La Cassazione, in più occasioni, ha escluso che l’intervenuto fallimento o la crisi d’impresa possano di per sé escludere la responsabilità penale, a meno che non sia dimostrata l’impossibilità assoluta di adempiere, ribadendo che l’imprenditore ha l’obbligo di garantire la priorità del pagamento dei tributi rispetto ad altre voci di spesa discrezionali. In particolare, la sentenza n. 38684 del 2014 ha chiarito che la crisi di liquidità non integra forza maggiore, ma può rilevare solo ai fini del giudizio di gravità del dolo o della dosimetria della pena.

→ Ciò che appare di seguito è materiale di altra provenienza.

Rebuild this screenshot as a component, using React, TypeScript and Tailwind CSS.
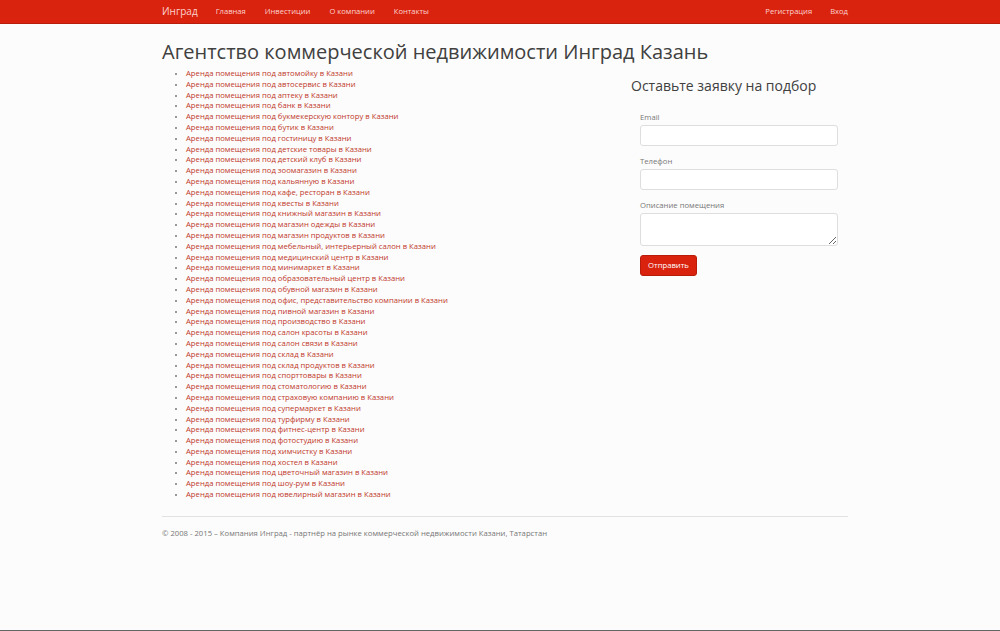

Sul piano sanzionatorio, la pena detentiva prevista, da sei mesi a due anni, consente l’applicazione di istituti alternativi, come la sospensione condizionale della pena o la non menzione, ma non prevede la possibilità di oblazione. Tuttavia, l’art. 13-bis del d.lgs. n. 74/2000 ha introdotto una causa di non punibilità per i reati tributari da omesso versamento qualora il debito tributario, comprensivo di sanzioni e interessi, venga integralmente estinto prima della dichiarazione di apertura del dibattimento di primo grado. Tale previsione, di natura sostanzialmente premiale, mira a incentivare il ravvedimento operoso e a ridurre la pressione penale sui procedimenti di minore gravità, spostando l’asse del sistema verso una logica di recupero delle risorse più che di punizione punitiva.

L’interpretazione sistematica dell’art. 10-ter va dunque collocata nel più ampio contesto del diritto penale tributario, che tende a bilanciare le esigenze di tutela dell’erario con i principi di offensività e proporzionalità della pena. La Corte costituzionale, pur non essendo mai intervenuta direttamente sulla legittimità della norma, ha più volte ribadito, in casi analoghi, la necessità che le incriminazioni tributarie rispettino il principio di colpevolezza e di necessaria offensività, evitando che la sanzione penale si riduca a mero strumento di pressione fiscale. In tale ottica, l’omesso versamento IVA continua a rappresentare una fattispecie paradigmatica della tensione tra l’efficienza della riscossione e la sfera di responsabilità individuale del contribuente, confermandosi uno dei temi più delicati e dibattuti nella giurisprudenza e nella dottrina penal-tributaria contemporanea.